In my opinion, the easiest way to do something like this would be to decompose the functions assembly back into some higher level form where constructs (like for, while, function calls etc.) exist, then match the structure of these higher level constructs.
This would prevent instruction reordering, loop hoisting, loop unrolling and any other optimizations messing with the comparison, you can even (de)optimize this higher level structures to their maximum on both ends to ensure they are at the same point, so comparisons between unoptimized debug code and -O3 won't fail out due to missing temporaries/lack of register spills etc.
You can use something like boomerang as a basis for the decompilation (except you wouldn't spit out C code).
I suggest you approach this problem from the standpoint of the language the code was written in and what constraints that code puts on compiler optimization.
I'm not real familiar with the C standard, but C++ has the concept of "observable" behavior. The standard carefully defines this, and compilers are given great latitude in optimizing as long as the result gives the same observable behavior. My recommendation for trying to determine if two functions are the same would be to try to determine what their observable behavior is (what I/O they do and how the interact with other areas of memory and in what order).
If the problem set can be reduced to a small set of known C or C++ source code functions being compiled by n different compilers, each with m[n] different sets of compiler options, then a straightforward, if tedious, solution would be to compile the code with every combination of compiler and options and catalog the resulting instruction bytes, or more efficiently, their hash signature in a database.
The set of likely compiler options used is potentially large, but in actual practice, engineers typically use a pretty standard and small set of options, usually just minimally optimized for debugging and fully optimized for release. Researching many project configurations might reveal there are only two or three more in any engineering culture relating to prejudice or superstition of how compilers work—whether accurate or not.
I suspect this approach is closest to what you actually want: a way of investigating suspected misappropriated source code. All the suggested techniques of reconstructing the compiler's parse tree might bear fruit, but have great potential for overlooked symmetric solutions or ambiguous unsolvable cases.

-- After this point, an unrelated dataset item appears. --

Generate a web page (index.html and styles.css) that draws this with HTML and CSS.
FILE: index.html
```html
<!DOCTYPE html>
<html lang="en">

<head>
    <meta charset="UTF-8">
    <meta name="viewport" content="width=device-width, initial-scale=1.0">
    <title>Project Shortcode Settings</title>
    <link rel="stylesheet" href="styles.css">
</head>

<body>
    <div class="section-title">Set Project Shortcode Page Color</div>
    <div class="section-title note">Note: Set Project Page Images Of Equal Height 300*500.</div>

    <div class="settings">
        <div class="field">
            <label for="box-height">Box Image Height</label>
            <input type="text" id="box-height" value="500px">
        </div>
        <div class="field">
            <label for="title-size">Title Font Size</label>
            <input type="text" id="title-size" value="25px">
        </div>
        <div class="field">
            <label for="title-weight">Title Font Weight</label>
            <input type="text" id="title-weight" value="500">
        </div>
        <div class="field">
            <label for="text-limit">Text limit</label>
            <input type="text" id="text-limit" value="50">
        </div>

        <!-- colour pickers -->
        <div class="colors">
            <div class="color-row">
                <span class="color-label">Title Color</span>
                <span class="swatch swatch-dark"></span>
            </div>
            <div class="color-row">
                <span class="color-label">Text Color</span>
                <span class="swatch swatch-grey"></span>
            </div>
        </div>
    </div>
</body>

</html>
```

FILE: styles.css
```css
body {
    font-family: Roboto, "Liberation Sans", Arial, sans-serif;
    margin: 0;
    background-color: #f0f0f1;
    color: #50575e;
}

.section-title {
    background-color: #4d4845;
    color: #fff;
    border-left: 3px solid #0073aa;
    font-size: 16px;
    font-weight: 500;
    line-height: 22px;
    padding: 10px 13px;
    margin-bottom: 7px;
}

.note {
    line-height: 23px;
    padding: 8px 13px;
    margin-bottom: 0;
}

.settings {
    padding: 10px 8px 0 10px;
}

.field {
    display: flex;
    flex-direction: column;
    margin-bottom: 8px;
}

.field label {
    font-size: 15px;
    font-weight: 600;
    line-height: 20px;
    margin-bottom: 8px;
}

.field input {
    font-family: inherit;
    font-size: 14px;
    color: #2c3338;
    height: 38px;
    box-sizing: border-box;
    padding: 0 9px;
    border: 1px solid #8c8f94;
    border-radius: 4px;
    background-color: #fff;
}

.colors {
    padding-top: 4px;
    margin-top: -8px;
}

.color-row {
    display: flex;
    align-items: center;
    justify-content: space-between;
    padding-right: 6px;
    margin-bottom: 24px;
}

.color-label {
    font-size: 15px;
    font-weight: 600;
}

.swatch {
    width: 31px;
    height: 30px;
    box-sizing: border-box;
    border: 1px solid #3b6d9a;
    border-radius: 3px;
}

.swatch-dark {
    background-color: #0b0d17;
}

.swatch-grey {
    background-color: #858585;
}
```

I'm working on a refactoring tool for C with preprocessor support...
I don't know the kind of refactoring involved in large C projects and I would like to know what people actually do when refactoring C code (and preprocessor directives)
I'd like to know also if some features that would be really interesting are not present in any tool and so the refactoring has to be done completely manually... I've seen for instance that Xref could not refactor macros that are used as iterators (don't know exactly what that means though)...
thanks
Anybody interested in this (specific to C), might want to take a look at the coccinelle tool:
Coccinelle is a program matching and transformation engine which provides the language SmPL (Semantic Patch Language) for specifying desired matches and transformations in C code. Coccinelle was initially targeted towards performing collateral evolutions in Linux. Such evolutions comprise the changes that are needed in client code in response to evolutions in library APIs, and may include modifications such as renaming a function, adding a function argument whose value is somehow context-dependent, and reorganizing a data structure. Beyond collateral evolutions, Coccinelle is successfully used (by us and others) for finding and fixing bugs in systems code.
Huge topic!
The stuff I need to clean up is contorted nests of #ifdefs. A refactoring tool would understand when conditional stuff appears in argument lists (function declaration or definitions), and improve that.

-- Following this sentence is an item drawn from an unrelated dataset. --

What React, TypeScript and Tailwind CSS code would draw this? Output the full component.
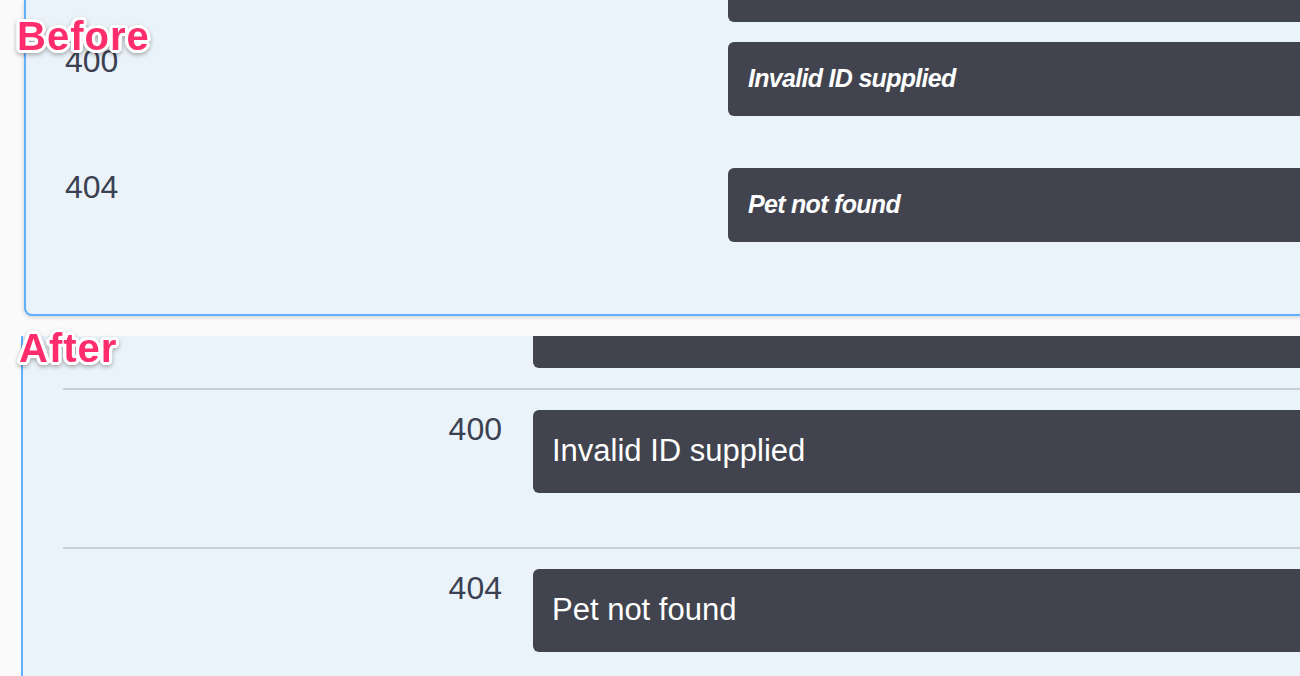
const labelShadow =
  '[text-shadow:3px_0_0_#fff,-3px_0_0_#fff,0_3px_0_#fff,0_-3px_0_#fff,2px_2px_0_#fff,-2px_-2px_0_#fff,2px_-2px_0_#fff,-2px_2px_0_#fff,1px_3px_0_#fff,-1px_3px_0_#fff,3px_1px_0_#fff,-3px_1px_0_#fff,1px_-3px_0_#fff,-1px_-3px_0_#fff,3px_-1px_0_#fff,-3px_-1px_0_#fff]';

function Label({ text }: { text: string }) {
  return (
    <span
      className={`font-['Liberation_Sans',Arial,sans-serif] text-[40px] leading-none font-bold tracking-[1px] text-[#ff2d6b] ${labelShadow} [filter:drop-shadow(0_2px_2px_rgba(0,0,0,0.3))]`}
    >
      {text}
    </span>
  );
}

const rows = [
  { code: '400', text: 'Invalid ID supplied' },
  { code: '404', text: 'Pet not found' },
];

export default function App() {
  return (
    <div className="relative w-[1300px] h-[676px] overflow-hidden bg-[#fafafa] font-['Liberation_Sans',Arial,sans-serif] text-[#3b4151]">
      {/* Before */}
      <div className="ml-[24px] w-[1320px] h-[316px] flex flex-col border-2 border-t-0 border-[#61affe] rounded-b-[8px] bg-[#ebf3fa] shadow-[0_1px_4px_rgba(0,0,0,0.19)]">
        <div className="pl-[702px]">
          <div className="h-[22px] bg-[#41444e] rounded-b-[6px]" />
        </div>
        <div className="flex flex-col gap-[52px] mt-[20px]">
          {rows.map((r) => (
            <div key={r.code} className="flex items-start pl-[39px]">
              <div className="w-[663px] mt-[1px] text-[32px] leading-[36px]">{r.code}</div>
              <div className="flex-1 h-[74px] flex items-center pl-[20px] bg-[#41444e] rounded-[6px] text-white italic font-bold text-[25px] tracking-[-0.7px]">
                {r.text}
              </div>
            </div>
          ))}
        </div>
      </div>

      {/* After */}
      <div className="mt-[20px] ml-[21px] w-[1320px] h-[360px] border-l-2 border-[#61affe] bg-[#ebf3fa]">
        <div className="pl-[510px]">
          <div className="h-[32px] bg-[#41444e] rounded-b-[6px]" />
        </div>
        <div className="ml-[40px] mt-[20px]">
          {rows.map((r) => (
            <div key={r.code} className="flex items-start border-t-2 border-[#c8cfd8] pt-[20px] pb-[54px]">
              <div className="w-[439px] mt-[1px] text-right text-[32px] leading-[36px]">{r.code}</div>
              <div className="ml-[31px] flex-1 h-[83px] flex items-center pl-[19px] bg-[#41444e] rounded-[6px] text-white text-[31px]">
                {r.text}
              </div>
            </div>
          ))}
        </div>
      </div>

      <div className="absolute left-[17px] top-[16px]">
        <Label text="Before" />
      </div>
      <div className="absolute left-[19px] top-[328px]">
        <Label text="After" />
      </div>
    </div>
  );
}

If it was really good, it would recognize that
#if defined(SysA) || defined(SysB) || ... || defined(SysJ)
was really equivalent to:
#if !defined(SysK) && !defined(SysL)
If you managed that, I'd be amazed.
It would allow me to specify 'this macro is now defined - which code is visible' (meaning, visible to the compiler); it would also allow me to choose to see the code that is invisible.
It would handle a system spread across over 100 top-level directories, with varying levels of sub-directories under those. It would handle tens of thousands of files, with lengths of 20K lines in places.
It would identify where macro definitions come from makefiles instead of header files (aargh!).
Well, since it is part of the preprocessor... #include refactoring is a huge huge topic and I'm not aware of any tools that do it really well.
Trivial problems a tool could tackle:
Enforcing consistent case and backslash usage in #includes
Enforce a consistent header guarding convention, automatically add redundant external guards, etc.
Harder problems a tool could tackle:
Finding and removing spurious includes.
Suggest the use of predeclarations wherever practical.
For macros... perhaps some sort of scoping would be interesting, where if you #define a macro inside a block, the tool would automatically #undef it at the end of a block. Other quick things I can think of:
A quick analysis on macro safety could be helpful as a lot of people still don't know to use do { } while (0) and other techniques.
Alternately, find and flag spots where expressions with side-effects are passed as macro arguments. This could possibly be really helpful for things like... asserts with unintentional side-effects.
Macros can often get quite complex, so I wouldn't try supporting much more than simple renaming.
I will tell you honestly that there are no good tools for refactoring C++ like there are for Java. Most of it will be painful search and replace, but this depends on the actual task. Look at Netbeans and Eclipse C++ plugins.
I've seen for instance that Xref could
not refactor macros that are used as
iterators (don't know exactly what
that means though)
To be honest, you might be in over your head - consider if you are the right person for this task.
If you can handle reliable renaming of various types, variables and macros over a big project with an arbitrarily complex directory hierarchy, I want to use your product.
Just discovered this old question, but I wanted to mention that I've rescued the free version of Xrefactory for C, now named c-xrefactory, which manages to do some refactorings in macros such as rename macro, rename macro parameter. It is an Emacs plugin.